Increased Great White Shark Sightings Raise Labor Day Concerns For Beachgoers

While millions of Americans are expected to spend their Labor Day weekend flocking to beaches, the holiday comes amid a dramatic increase in sightings of great white sharks off the coast of Cape Cod.

The Atlantic White Shark Conservancy has been studying the region’s seasonal great white shark population for several years, and this summer they have recorded a dramatic increase in the number of sharks off the cape. With more than a month to go in their monitoring period, the researchers have already spotted as many great white sharks this year as they did last summer, according to ABC News. On Monday, the biologists sighted 23 different great whites in a 10-mile-long stretch from Chatham to Orleans, as the Cape Cod Times notes.
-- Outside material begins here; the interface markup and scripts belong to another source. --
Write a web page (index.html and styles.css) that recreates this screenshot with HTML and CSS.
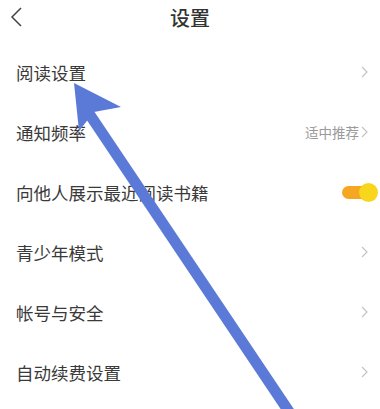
FILE: index.html
```html
<!DOCTYPE html>
<html lang="zh-CN">
<head>
  <meta charset="UTF-8">
  <meta name="viewport" content="width=device-width, initial-scale=1.0">
  <title>设置</title>
  <link rel="stylesheet" href="styles.css">
</head>
<body>
  <div id="halaman">
    <div class="header">
      <svg class="btn-back" width="14" height="22" viewBox="0 0 14 22">
        <polyline points="11,2 2,11 11,20" fill="none" stroke="#444" stroke-width="1.5"/>
      </svg>
      <div class="judul">设置</div>
    </div>

    <div class="daftar">
      <div class="baris">
        <span class="label">阅读设置</span>
        <span class="kanan"><svg class="panah" width="7" height="12" viewBox="0 0 7 12"><polyline points="1,1 6,6 1,11" fill="none" stroke="#c4c4c4" stroke-width="1.2"/></svg></span>
      </div>
      <div class="baris">
        <span class="label">通知频率</span>
        <span class="kanan"><span class="nilai">适中推荐</span><svg class="panah" width="7" height="12" viewBox="0 0 7 12"><polyline points="1,1 6,6 1,11" fill="none" stroke="#c4c4c4" stroke-width="1.2"/></svg></span>
      </div>
      <div class="baris">
        <span class="label">向他人展示最近阅读书籍</span>
        <span class="saklar"><span class="jempol"></span></span>
      </div>
      <div class="baris">
        <span class="label">青少年模式</span>
        <span class="kanan"><svg class="panah" width="7" height="12" viewBox="0 0 7 12"><polyline points="1,1 6,6 1,11" fill="none" stroke="#c4c4c4" stroke-width="1.2"/></svg></span>
      </div>
      <div class="baris">
        <span class="label">帐号与安全</span>
        <span class="kanan"><svg class="panah" width="7" height="12" viewBox="0 0 7 12"><polyline points="1,1 6,6 1,11" fill="none" stroke="#c4c4c4" stroke-width="1.2"/></svg></span>
      </div>
      <div class="baris">
        <span class="label">自动续费设置</span>
        <span class="kanan"><svg class="panah" width="7" height="12" viewBox="0 0 7 12"><polyline points="1,1 6,6 1,11" fill="none" stroke="#c4c4c4" stroke-width="1.2"/></svg></span>
      </div>
    </div>

    <!-- panah biru penunjuk -->
    <svg class="penunjuk" width="380" height="409" viewBox="0 0 380 409">
      <line x1="88" y1="112" x2="300" y2="428" stroke="#5b7ad8" stroke-width="11"/>
      <polygon points="74,83 121,107 94,112 79,131" fill="#5b7ad8"/>
    </svg>
  </div>
</body>
</html>
```

FILE: styles.css
```css
body {
  margin: 0;
  background: #fff;
  font-family: "Noto Sans CJK SC", "Noto Sans", sans-serif;
  color: #333;
}

#halaman {
  position: relative;
  width: 380px;
  height: 409px;
  overflow: hidden;
}

.header {
  height: 34px;
  display: flex;
  align-items: center;
  justify-content: center;
  position: relative;
}

.btn-back {
  position: absolute;
  left: 10px;
  top: 6px;
}

.judul {
  font-size: 20px;
  font-weight: 500;
  color: #333;
}

.daftar {
  margin-top: 8px;
}

.baris {
  height: 60px;
  display: flex;
  align-items: center;
  justify-content: space-between;
  padding: 0 12px 0 16px;
}

.label {
  font-size: 17.5px;
  color: #3a3a3a;
}

.kanan {
  display: flex;
  align-items: center;
  gap: 2px;
}

.nilai {
  font-size: 13.5px;
  color: #9a9a9a;
}

.saklar {
  position: relative;
  width: 30px;
  height: 13px;
  border-radius: 7px;
  background: #f5a623;
  margin-right: -4px;
}

.jempol {
  position: absolute;
  right: -6px;
  top: -3px;
  width: 19px;
  height: 19px;
  border-radius: 50%;
  background: #f8d61c;
}

.penunjuk {
  position: absolute;
  left: 0;
  top: 0;
  pointer-events: none;
}
```
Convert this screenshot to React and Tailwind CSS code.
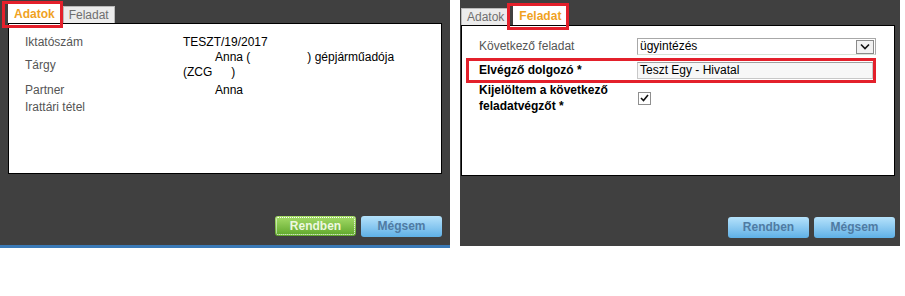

Dr. Greg Skomal, Senior Biologist with the Massachusetts Division of Marine Fisheries, attributes the uptick in the local shark population to the abundance of seals along the coast. He also pointed out that as the sharks’ preferred prey animal, the seals are responsible for bringing the great whites closer to shores frequented by beachgoers.

“Seals are riding along the shoreline, which of course draws the sharks in very, very close,” he noted.

In addition to the extra sharks on hand, this Labor Day weekend is set to see a marked increase in the number of people traveling. According to AAA travel, over 35 million Americans are expected to take to the highways for the holiday, the highest volume recorded since 2008. Analysts largely cite lower gas prices as a major driving factor for the increased estimates.

While beachgoers stand a dramatically small chance of running afoul of one of the cape’s resident great white sharks, the conservancy has nevertheless managed to document several interesting incidents involving the predators this season. Recently, Dr. Skomal was able to record a great white breaching the surface of the ocean as it chased a seal, the first time such behavior has been filmed in Cape Cod. The researchers have also been able to photograph several predation events, both from the water and the air, with the aid of a spotter pilot. Earlier this summer, they were also instrumental in helping to save a young white shark, since named Jameson, which had become stranded on a sandbar. Kept alive by beachgoers, footage of the great white shark’s rescue went viral, quickly spreading worldwide.